Sur le papier tout semble donc parfait pour ces petits nouveaux surfant sur les nouvelles envies des clients en termes de services bancaires. Cependant, la crise financière à paradoxalement renforcée l’envie pour le client de se faire guider question finance dans ce système qu’il ne comprend plus vraiment. Confrontées à ce double constat, les banques traditionnelles ne savent plus vraiment comment orienter leurs services. Les clients crient « au secours ma banque ne me connaît pas » en exigeant plus d’attention de la part de ces dernières tout en exprimant leur volonté d’imposer de plus en plus de distance. Cela rend complexe l’investissement des banques dans ces nouvelles technologies à la fois incontournables mais peu utilisées à l’image des outils de communication à distance comme la visioconférence.
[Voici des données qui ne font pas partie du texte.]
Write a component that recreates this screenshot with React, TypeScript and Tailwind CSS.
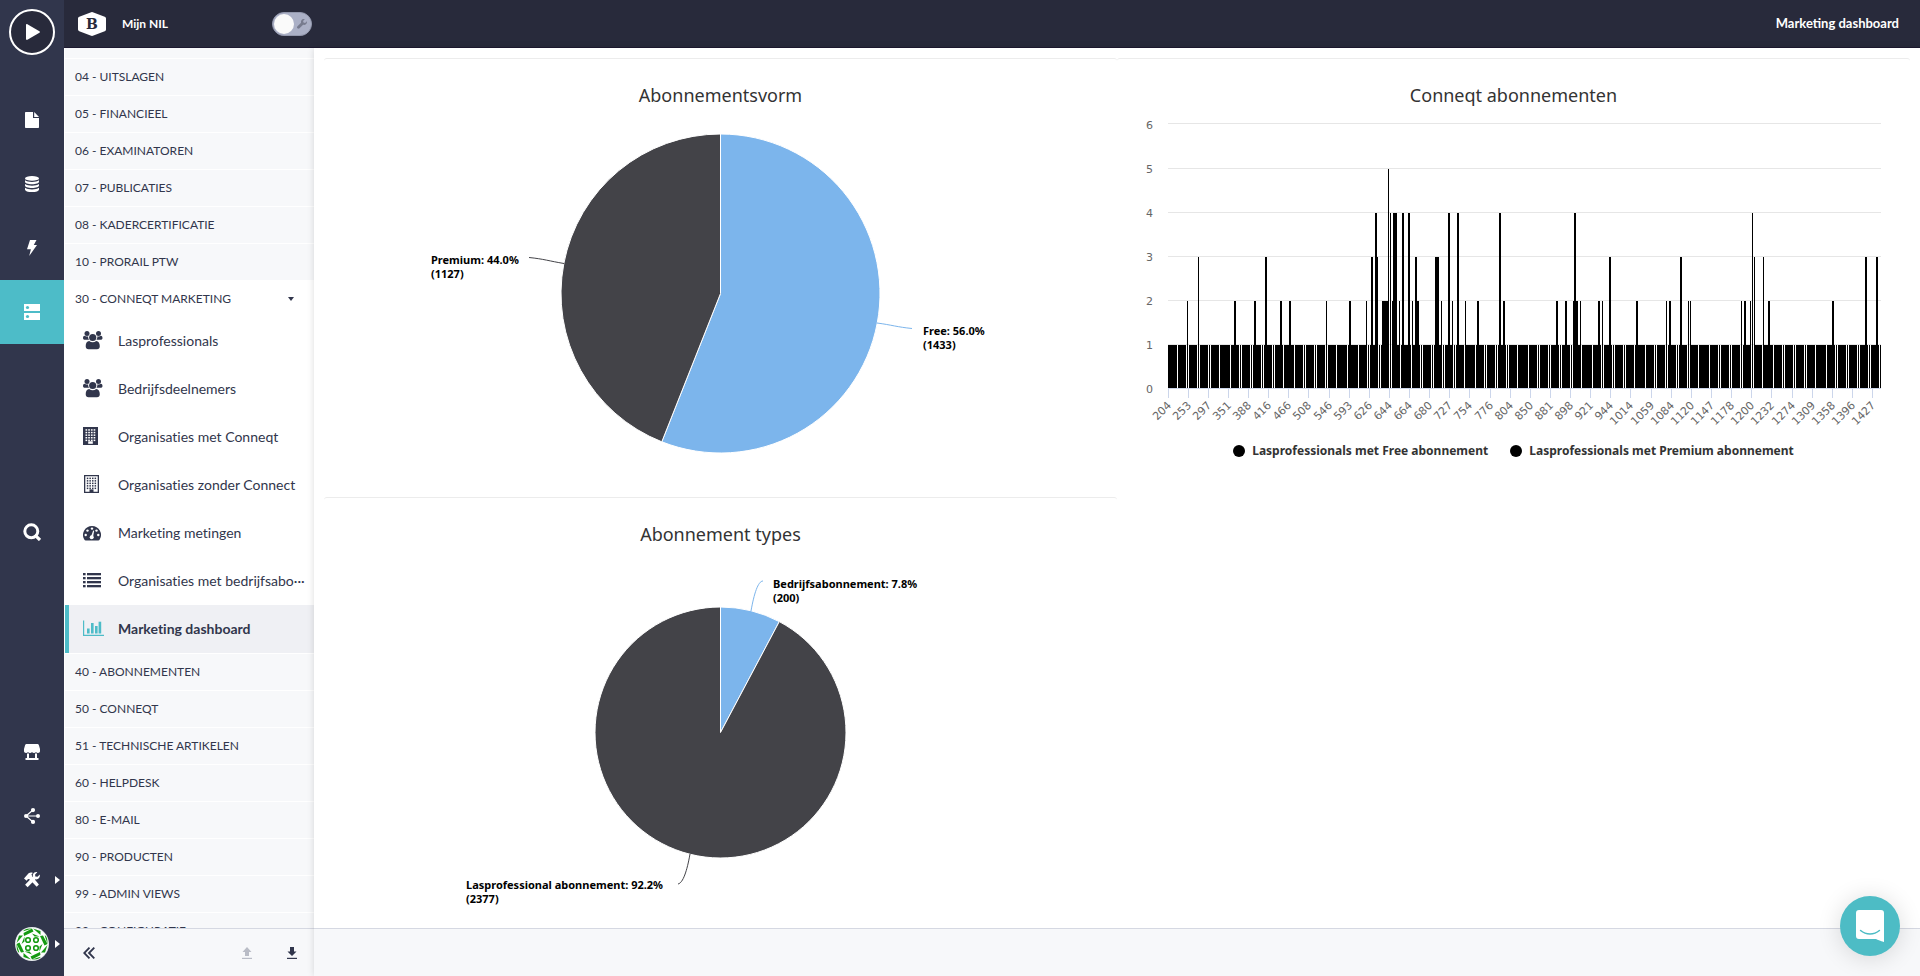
import { useState } from "react"
import type { ReactNode } from "react"

const topRows = [
  "04 - UITSLAGEN",
  "05 - FINANCIEEL",
  "06 - EXAMINATOREN",
  "07 - PUBLICATIES",
  "08 - KADERCERTIFICATIE",
  "10 - PRORAIL PTW",
]

const bottomRows = [
  "40 - ABONNEMENTEN",
  "50 - CONNEQT",
  "51 - TECHNISCHE ARTIKELEN",
  "60 - HELPDESK",
  "80 - E-MAIL",
  "90 - PRODUCTEN",
  "99 - ADMIN VIEWS",
  "99 - CONFIGURATIE",
]

/* ---------- icons ---------- */

function FileIcon() {
  return (
    <svg width="16" height="16" viewBox="0 0 16 16" fill="currentColor">
      <path d="M2 0h7v6h6v9.200a.8.8 0 0 1-.8.8H1.800a.8.8 0 0 1-.8-.8V.8A.8.8 0 0 1 1.800 0z" />
      <path d="M10.200 0L15 4.900h-4.800z" />
    </svg>
  )
}

function DatabaseIcon() {
  return (
    <svg width="16" height="16" viewBox="0 0 16 16" fill="currentColor">
      <ellipse cx="8" cy="2.400" rx="7" ry="2.400" />
      <path d="M1 4.200c1.500 1.300 4 1.700 7 1.700s5.500-.4 7-1.700v1.600C15 7.300 12 8.300 8 8.300S1 7.300 1 5.800z" />
      <path d="M1 8c1.500 1.300 4 1.700 7 1.700s5.500-.4 7-1.700v1.600c0 1.500-3 2.500-7 2.500s-7-1-7-2.500z" />
      <path d="M1 11.800c1.500 1.300 4 1.700 7 1.700s5.500-.4 7-1.700v1.600c0 1.600-3 2.600-7 2.600s-7-1-7-2.600z" />
    </svg>
  )
}

function BoltIcon() {
  return (
    <svg width="16" height="16" viewBox="0 0 16 16" fill="currentColor">
      <path d="M6 0h6.500L9.800 5H13L5.200 16l1.700-6.800H3z" />
    </svg>
  )
}

function ServerIcon() {
  return (
    <svg width="16" height="16" viewBox="0 0 16 16">
      <path d="M0 0h16v7H0zM0 9h16v7H0z" fill="#fff" />
      <circle cx="3.500" cy="3.500" r="1.600" fill="#4dbcc8" />
      <circle cx="3.500" cy="12.500" r="1.600" fill="#4dbcc8" />
    </svg>
  )
}

function SearchIcon() {
  return (
    <svg width="18" height="18" viewBox="0 0 18 18" fill="none" stroke="currentColor">
      <circle cx="8.300" cy="8.300" r="6.500" strokeWidth="3" />
      <path d="M11.800 11.800l5.200 5.200" strokeWidth="3.200" />
    </svg>
  )
}

function StoreIcon() {
  return (
    <svg width="16" height="16" viewBox="0 0 16 16" fill="currentColor">
      <path d="M3 0h10c1 0 1.700.5 2 1.400l1 3.600v1.800A2 2 0 0 1 14 9c-.9 0-1.600-.4-2-1-.4.6-1.100 1-2 1s-1.600-.4-2-1c-.4.6-1.100 1-2 1s-1.600-.4-2-1c-.4.6-1.100 1-2 1a2 2 0 0 1-2-2.200V5l1-3.600C1.300.5 2 0 3 0z" />
      <path d="M3 9.500h2V14h6V9.500h2V14h1.500v2h-13v-2H3z" />
    </svg>
  )
}

function ShareIcon() {
  return (
    <svg width="16" height="16" viewBox="0 0 16 16" fill="currentColor">
      <path d="M2 8h12M2 8l7-6M2 8l7 6" stroke="currentColor" strokeWidth="1.200" />
      <circle cx="2" cy="8" r="2" />
      <circle cx="14" cy="8" r="2" />
      <circle cx="9" cy="2.100" r="2.100" />
      <circle cx="9" cy="13.900" r="2.100" />
    </svg>
  )
}

function ToolsIcon() {
  return (
    <svg width="16" height="16" viewBox="0 0 16 16" fill="currentColor">
      <path d="M4.600 1.200C6.200.3 7.800.4 8.900 1L7.500 2.300l.6 1.900L14.900 12.500l-2.200 2.300-7.300-7.600-1.400-.2-1.300 1.800L0 6.400z" />
      <path d="M15.800 2.600L13.500 4.800 11.300 4.500 11.100 2.400 13.300.2C11.700-.3 9.800.4 9 2.200c-.3.8-.3 1.600 0 2.400L1.100 12.700l2.500 2.600 7.900-8c2.500.8 4.900-1.700 4.300-4.700z" />
    </svg>
  )
}

function AvatarIcon() {
  return (
    <svg width="34" height="34" viewBox="0 0 34 34">
      <defs>
        <clipPath id="avatar-clip">
          <circle cx="17" cy="17" r="16" />
        </clipPath>
      </defs>
      <circle cx="17" cy="17" r="17" fill="#e9ecef" />
      <g clipPath="url(#avatar-clip)">
        <rect width="34" height="34" fill="#fff" />
        <g fill="#159a12">
          {[0, 90, 180, 270].map((a) => (
            <g key={a} transform={`rotate(${a} 17 17)`}>
              <path d="M8.500 1.500h8.500l-8.500 2.800z" />
              <path d="M17 1.500l1.500 3-9.500 4.500-.5-3z" />
              <path d="M18 1.500l7.500 2.500v4z" />
              <path d="M9.500 9.500v5l-3 2.500z" />
            </g>
          ))}
        </g>
        <g fill="#fff" stroke="#159a12" strokeWidth="1.600">
          <circle cx="13" cy="13" r="2.300" />
          <circle cx="21" cy="13" r="2.300" />
          <circle cx="13" cy="21" r="2.300" />
          <circle cx="21" cy="21" r="2.300" />
        </g>
      </g>
    </svg>
  )
}

function MenuSvg({ children }: { children: ReactNode }) {
  return (
    <svg width="22" height="20" viewBox="0 0 22 20" fill="currentColor" className="shrink-0">
      {children}
    </svg>
  )
}

function GroupIcon() {
  return (
    <MenuSvg>
      <circle cx="4" cy="3.500" r="2.500" />
      <circle cx="15.500" cy="3.500" r="2.500" />
      <path d="M0 8c0-1.500.8-2.200 1.600-2.200C2.500 6.600 4 6.800 5.100 6.300c-.1 1.500.3 2.500 1 3.500H2C.6 9.800 0 9.200 0 8z" />
      <path d="M19.500 8c0-1.500-.8-2.200-1.600-2.200-.9.800-2.400 1-3.500.5.100 1.500-.3 2.500-1 3.500h4.100c1.400 0 2-.6 2-1.800z" />
      <circle cx="9.700" cy="7.500" r="3.600" />
      <path d="M6.200 11c2 1.700 5 1.700 7 0 2.300.1 3.600 2.300 3.600 5.200 0 2-1.100 3-2.800 3H5.500c-1.700 0-2.800-1-2.800-3 0-2.900 1.200-5.100 3.500-5.200z" />
    </MenuSvg>
  )
}

const windows = [0, 1, 2, 3, 4].flatMap((r) => [0, 1, 2, 3].map((c) => [c, r]))

function BuildingIcon() {
  return (
    <MenuSvg>
      <rect y="1" width="15" height="18" />
      {windows.map(([c, r]) => (
        <rect key={`${c}-${r}`} x={2.500 + c * 2.700} y={3.200 + r * 2.600} width="1.700" height="1.500" fill="#fff" />
      ))}
      <rect x="5.200" y="15.300" width="4.600" height="2.500" fill="#fff" />
    </MenuSvg>
  )
}

function BuildingOutlineIcon() {
  return (
    <MenuSvg>
      <path d="M1 1h15v18H1zM2.300 2.300v15.400h12.400V2.300z" fillRule="evenodd" />
      {windows.map(([c, r]) => (
        <rect key={`${c}-${r}`} x={3.800 + c * 2.600} y={3.600 + r * 2.500} width="1.500" height="1.500" />
      ))}
      <rect x="6.500" y="15.400" width="4" height="2.600" />
    </MenuSvg>
  )
}

function GaugeIcon() {
  return (
    <MenuSvg>
      <path d="M9 4a9 9 0 0 1 7.700 13.600c-.3.600-.8.900-1.500.9H2.800c-.7 0-1.200-.3-1.500-.9A9 9 0 0 1 9 4z" />
      <g fill="#fff">
        <circle cx="2.700" cy="13" r="1.200" />
        <circle cx="4.500" cy="8.600" r="1.200" />
        <circle cx="9" cy="6.600" r="1.200" />
        <circle cx="13.500" cy="8.600" r="1.200" />
        <circle cx="15.300" cy="13" r="1.200" />
        <circle cx="8.700" cy="15.200" r="2" />
        <path d="M8 14.500L10.200 8.500l1 .3-1.200 6.200z" />
      </g>
    </MenuSvg>
  )
}

function ListIcon() {
  return (
    <MenuSvg>
      {[3, 7, 11, 15].map((y) => (
        <g key={y}>
          <rect y={y} width="2.600" height="2.300" />
          <rect x="4" y={y} width="14" height="2.300" />
        </g>
      ))}
    </MenuSvg>
  )
}

function ChartIcon() {
  return (
    <MenuSvg>
      <path d="M0 2.500h1.200v14.300H21V18H0z" />
      <rect x="4" y="10.500" width="2.600" height="5" />
      <rect x="8" y="5" width="2.600" height="10.500" />
      <rect x="12" y="8" width="2.600" height="7.500" />
      <rect x="15.600" y="3.700" width="2.600" height="11.800" />
    </MenuSvg>
  )
}

function Arrow({ up }: { up?: boolean }) {
  return (
    <svg width="12" height="12" viewBox="0 0 12 12" fill="currentColor">
      {up ? <path d="M6 0l4.500 5H8v4H4V5H1.500z" /> : <path d="M6 9L1.500 4.500H4V0h4v4.500h2.500z" />}
      <rect x="1" y="10.800" width="10" height="1.200" />
    </svg>
  )
}

const menuItems = [
  { label: "Lasprofessionals", icon: <GroupIcon /> },
  { label: "Bedrijfsdeelnemers", icon: <GroupIcon /> },
  { label: "Organisaties met Conneqt", icon: <BuildingIcon /> },
  { label: "Organisaties zonder Connect", icon: <BuildingOutlineIcon /> },
  { label: "Marketing metingen", icon: <GaugeIcon /> },
  { label: "Organisaties met bedrijfsabo···", icon: <ListIcon /> },
  { label: "Marketing dashboard", icon: <ChartIcon />, active: true },
]

/* ---------- navigation ---------- */

function RailButton({ label, active, arrow, children }: { label: string; active?: boolean; arrow?: boolean; children: ReactNode }) {
  return (
    <button
      aria-label={label}
      className={`relative flex h-16 w-full items-center justify-center ${active ? "bg-[#4dbcc8]" : ""}`}
    >
      {children}
      {arrow && (
        <span className="absolute right-1 border-y-4 border-l-[5px] border-y-transparent border-l-white" />
      )}
    </button>
  )
}

function Rail() {
  return (
    <nav className="flex w-16 shrink-0 flex-col bg-[#31364c] text-white">
      <div className="flex h-[88px] shrink-0 justify-center pt-[9px]">
        <button
          aria-label="Start"
          className="flex h-[46px] w-[46px] items-center justify-center rounded-full border-2 border-white bg-[#282a3b]"
        >
          <svg width="14" height="16" viewBox="0 0 14 16" fill="currentColor" className="ml-0.5">
            <path d="M1.400.2l12 7c.6.4.6 1.200 0 1.600l-12 7C.8 16.100 0 15.700 0 15V1C0 .3.8-.1 1.400.2z" />
          </svg>
        </button>
      </div>
      <RailButton label="Pagina's"><FileIcon /></RailButton>
      <RailButton label="Data"><DatabaseIcon /></RailButton>
      <RailButton label="Acties"><BoltIcon /></RailButton>
      <RailButton label="Views" active><ServerIcon /></RailButton>
      <div className="flex flex-1 items-center">
        <RailButton label="Zoeken"><SearchIcon /></RailButton>
      </div>
      <RailButton label="Winkel"><StoreIcon /></RailButton>
      <RailButton label="Delen"><ShareIcon /></RailButton>
      <RailButton label="Gereedschap" arrow><ToolsIcon /></RailButton>
      <RailButton label="Profiel" arrow><AvatarIcon /></RailButton>
    </nav>
  )
}

function SectionRow({ label }: { label: string }) {
  return (
    <a href="#" className="flex h-[37px] shrink-0 items-center border-t border-white bg-[#f7f8fa] pl-[10px]">
      {label}
    </a>
  )
}

function Sidebar() {
  return (
    <aside className="flex w-[250px] shrink-0 flex-col text-[#31364c]">
      <div className="flex min-h-0 flex-1 flex-col overflow-hidden border-l border-white text-[12px]">
        <div className="h-[10px] shrink-0 bg-[#f7f8fa]" />
        {topRows.map((row) => (
          <SectionRow key={row} label={row} />
        ))}
        <button className="flex h-[37px] shrink-0 items-center justify-between bg-white pl-[10px] pr-5">
          30 - CONNEQT MARKETING
          <span className="border-x-[3px] border-t-4 border-x-transparent border-t-[#31364c]" />
        </button>
        {menuItems.map(({ label, icon, active }) => (
          <a
            key={label}
            href="#"
            className={`flex h-12 shrink-0 items-center gap-[13px] border-l-4 pb-0.5 pl-[14px] text-[14px] whitespace-nowrap [font-variant-ligatures:none] ${
              active ? "border-[#4dbcc8] bg-[#eff0f4] font-bold" : "border-white bg-white"
            }`}
          >
            <span className={active ? "text-[#4dbcc8]" : ""}>{icon}</span>
            {label}
          </a>
        ))}
        {bottomRows.map((row, i) => (
          <SectionRow key={i} label={row} />
        ))}
      </div>
      <div className="flex h-12 shrink-0 items-center border-t border-[#d5d8e2] bg-[#f7f8fa] pl-[19px] pr-4">
        <button aria-label="Menu inklappen">
          <svg width="12" height="12" viewBox="0 0 12 12" fill="none" stroke="currentColor" strokeWidth="1.800">
            <path d="M6.500.6L1.200 6l5.300 5.400M11.300.6L6 6l5.300 5.400" />
          </svg>
        </button>
        <button aria-label="Omhoog" className="ml-auto text-[#b9bcc6]"><Arrow up /></button>
        <button aria-label="Omlaag" className="ml-[33px]"><Arrow /></button>
      </div>
    </aside>
  )
}

function Header() {
  const [on, setOn] = useState(false)
  return (
    <header className="flex h-12 shrink-0 items-center border-b border-[#1d1930] bg-[#282a3b] font-bold text-white">
      <div className="flex w-[250px] items-center pl-[14px] pr-0.5">
        <svg width="28" height="24" viewBox="0 0 28 24">
          <path d="M12.500.4a4 4 0 0 1 3 0l11.200 4.400c.8.3 1.300 1 1.300 1.800v10.800c0 .8-.5 1.500-1.300 1.800l-11.200 4.400a4 4 0 0 1-3 0L1.300 19.200A2 2 0 0 1 0 17.400V6.600c0-.8.500-1.500 1.300-1.800z" fill="#fff" />
          <text x="14" y="17" textAnchor="middle" className="fill-[#282a3b] font-['DejaVu_Serif'] text-[14px] font-bold">B</text>
        </svg>
        <span className="ml-4 text-[12px]">Mijn NIL</span>
        <label className="relative ml-auto flex h-6 w-10 items-center rounded-full border border-[#9398ad] bg-[#abb0c6] px-px">
          <input type="checkbox" aria-label="Bewerkmodus" checked={on} onChange={() => setOn(!on)} className="sr-only" />
          <span className="h-5 w-5 rounded-full bg-[#fafafa]" />
          <svg width="10" height="10" viewBox="0 0 16 16" className="ml-[3px] fill-[#777b8e]">
            <path d="M15.800 3.600L13 6.300l-2.600-.7L9.700 3 12.400.2C10.200-.4 8 .4 6.900 2.200c-.7 1.200-.8 2.500-.4 3.800L.8 11.700a2.200 2.200 0 0 0 0 3.200c.9.900 2.300.9 3.200 0l5.800-5.700c3.500 1.200 6.900-2 6-5.600z" />
          </svg>
        </label>
      </div>
      <h1 className="ml-auto pr-[21px] text-[13px]">Marketing dashboard</h1>
    </header>
  )
}

/* ---------- charts ---------- */

function ChartPanel({ title, children }: { title: string; children: ReactNode }) {
  return (
    <section className="min-h-[439px] rounded-t-[3px] border-t border-[#ececec] font-['Noto_Sans',sans-serif]">
      <h2 className="flex h-[52px] items-end justify-center pb-1 text-[18px] leading-6 text-[#333]">{title}</h2>
      {children}
    </section>
  )
}

type PieLabel = { x: number; y: number; text: string; count: string; line: string }

function Pie({ r, share, labels }: { r: number; share: number; labels: PieLabel[] }) {
  const cx = 396.500
  const cy = 182.500
  const a = share * 2 * Math.PI
  const ex = cx + r * Math.sin(a)
  const ey = cy - r * Math.cos(a)
  const large = share > 0.5 ? 1 : 0
  const colors = ["#7cb5ec", "#434348"]
  return (
    <svg viewBox="0 0 793 386" className="block w-full">
      <g stroke="#fff" strokeLinejoin="round">
        <path d={`M${cx} ${cy}V${cy - r}A${r} ${r} 0 ${large} 1 ${ex} ${ey}Z`} fill={colors[0]} />
        <path d={`M${cx} ${cy}L${ex} ${ey}A${r} ${r} 0 ${1 - large} 1 ${cx} ${cy - r}Z`} fill={colors[1]} />
      </g>
      {labels.map((l, i) => (
        <g key={l.text}>
          <path d={l.line} fill="none" stroke={colors[i]} />
          <text x={l.x} y={l.y} className="fill-black text-[11px] font-bold">
            {l.text}
            <tspan x={l.x} dy="14">{l.count}</tspan>
          </text>
        </g>
      ))}
    </svg>
  )
}

const xLabels = [
  204, 253, 297, 351, 388, 416, 466, 508, 546, 593, 626, 644, 664, 680, 727, 754, 776, 804, 850, 881, 898, 921, 944,
  1014, 1059, 1084, 1120, 1147, 1178, 1200, 1232, 1274, 1309, 1358, 1396, 1427,
]

// [offset, width, value] of every column above 1
const peaks = [
  [19, 1, 2], [30, 1, 3], [66, 2, 2], [86, 2, 2], [97, 2, 3], [112, 2, 2], [121, 2, 2], [158, 1, 2], [181, 2, 2],
  [198, 1, 2], [203, 2, 3], [207, 2, 4], [209, 1, 3], [214, 6, 2], [220, 1, 5], [222, 1, 4], [224, 1, 2], [225, 4, 4],
  [231, 1, 2], [234, 2, 4], [240, 2, 4], [244, 1, 2], [247, 2, 3], [249, 2, 2], [267, 4, 3], [273, 1, 2], [280, 2, 4],
  [284, 1, 2], [289, 2, 4], [297, 1, 2], [309, 2, 2], [331, 2, 4], [335, 2, 2], [388, 2, 2], [397, 2, 2], [405, 5, 2],
  [406, 2, 4], [412, 1, 2], [430, 2, 2], [434, 1, 2], [441, 2, 3], [468, 2, 2], [498, 1, 2], [501, 2, 2], [512, 2, 3],
  [520, 1, 2], [522, 1, 2], [573, 1, 2], [576, 2, 2], [582, 1, 2], [584, 1, 4], [586, 1, 3], [595, 1, 3], [600, 2, 2],
  [664, 2, 2], [697, 2, 3], [708, 2, 3],
]

// empty columns
const gaps = [
  9, 18, 20, 29, 31, 40, 42, 51, 62, 71, 73, 82, 84, 93, 95, 104, 106, 115, 126, 135, 137, 146, 148, 157, 159, 168, 179,
  190, 199, 201, 210, 212, 221, 223, 232, 243, 252, 254, 263, 265, 274, 276, 285, 287, 296, 307, 316, 318, 327, 329, 338,
  340, 349, 360, 369, 371, 380, 382, 391, 393, 402, 404, 413, 424, 433, 435, 444, 446, 455, 457, 466, 477, 486, 488, 497,
  499, 508, 510, 519, 521, 530, 541, 550, 552, 561, 563, 572, 574, 583, 585, 594, 605, 614, 616, 625, 627, 636, 638, 647,
  658, 667, 669, 678, 680, 689, 691, 700, 702, 711,
]

function ColumnChart() {
  const left = 51
  const base = 277
  return (
    <svg viewBox="0 0 793 316" className="block w-full">
      {[0, 1, 2, 3, 4, 5, 6].map((v) => (
        <g key={v}>
          {v > 0 && (
            <rect x={left} y={base - v * 44 - (v === 6 ? 1 : 0)} width="713" height="1" fill="#e6e6e6" />
          )}
          <text x="36" y={base - v * 44 + 5} textAnchor="end" className="fill-[#666] text-[11px] font-['DejaVu_Sans']">
            {v}
          </text>
        </g>
      ))}
      <rect x={left} y={base - 43} width="713" height="43" />
      {gaps.map((x) => (
        <rect key={x} x={left + x} y={base - 43} width="1" height="43" fill="#fff" />
      ))}
      {peaks.map(([x, w, v]) => (
        <rect key={x} x={left + x} y={base - v * 44 + 1} width={w} height={v * 44 - 44} />
      ))}
      <rect x={left} y={base} width="713" height="1" fill="#ccd6eb" />
      {xLabels.map((label, i) => {
        const x = left + Math.floor(i * 20.130)
        return (
          <g key={label}>
            <rect x={x} y={base} width="1" height="10" fill="#ccd6eb" />
            <text
              transform={`translate(${x + 4} ${base + 18}) rotate(-45)`}
              textAnchor="end"
              className="fill-[#666] text-[11px] font-['DejaVu_Sans']"
            >
              {label}
            </text>
          </g>
        )
      })}
    </svg>
  )
}

function Legend() {
  return (
    <div className="flex justify-center gap-[22px] pt-4 text-[12px] leading-4 font-bold text-[#333]">
      {["Lasprofessionals met Free abonnement", "Lasprofessionals met Premium abonnement"].map((name) => (
        <button key={name} className="flex items-center gap-[7px]">
          <span className="h-3 w-3 rounded-full bg-black" />
          {name}
        </button>
      ))}
    </div>
  )
}

export default function App() {
  return (
    <div className="flex h-screen overflow-hidden bg-white font-['Lato',sans-serif]">
      <Rail />
      <div className="flex min-w-0 flex-1 flex-col">
        <Header />
        <div className="flex min-h-0 flex-1">
          <Sidebar />
          <div className="flex min-w-0 flex-1 flex-col bg-white shadow-[0_0_7px_rgba(0,0,0,0.14)]">
            <main className="min-h-0 flex-1 overflow-hidden px-[10px] pt-[10px]">
              <div className="grid grid-cols-2">
                <ChartPanel title="Abonnementsvorm">
                  <Pie
                    r={159.500}
                    share={0.56}
                    labels={[
                      { x: 599, y: 224, text: "Free: 56.0%", count: "(1433)", line: "M588 217.500C573 216 568 214 553 212" },
                      { x: 107, y: 153, text: "Premium: 44.0%", count: "(1127)", line: "M205 146.500C220 148 225 150 240 152.500" },
                    ]}
                  />
                </ChartPanel>
                <ChartPanel title="Conneqt abonnementen">
                  <ColumnChart />
                  <Legend />
                </ChartPanel>
                <ChartPanel title="Abonnement types">
                  <Pie
                    r={125.500}
                    share={0.0776}
                    labels={[
                      { x: 449, y: 38, text: "Bedrijfsabonnement: 7.8%", count: "(200)", line: "M439 31C434 31 430 44 427 61" },
                      { x: 142, y: 339, text: "Lasprofessional abonnement: 92.2%", count: "(2377)", line: "M354 334C359 333 363 321 366 304" },
                    ]}
                  />
                </ChartPanel>
              </div>
            </main>
            <footer className="h-12 shrink-0 border-t border-[#d5d8e2] bg-[#f7f8fa]" />
          </div>
        </div>
      </div>
      <button
        aria-label="Chat openen"
        className="fixed right-5 bottom-5 flex h-[60px] w-[60px] items-center justify-center rounded-full bg-[#4dbcc5] shadow-[0_2px_24px_rgba(0,0,0,0.14)]"
      >
        <svg width="28" height="32" viewBox="0 0 28 32">
          <path d="M3 0h22a3 3 0 0 1 3 3v29s-4-1-8-3H3a3 3 0 0 1-3-3V3a3 3 0 0 1 3-3z" fill="#fff" />
          <path d="M4.600 20.500c5.500 4.600 13.300 4.600 18.800 0" fill="none" stroke="#4dbcc5" strokeWidth="1.600" strokeLinecap="round" />
        </svg>
      </button>
    </div>
  )
}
Pour enclencher réellement le processus, que chacun puisse s’y retrouver et que le lien de confiance soit enfin rétabli entre banque et client, c’est à l’échelle européenne de restructurer et d’homogénéiser une finance en pleine mutation. Prendre en compte l’intérêt des Fintech tout en reliant ces dernières au savoir-faire des banques traditionnelles est la clefs pour la refonte d’un système plus éthique et compréhensible de tous.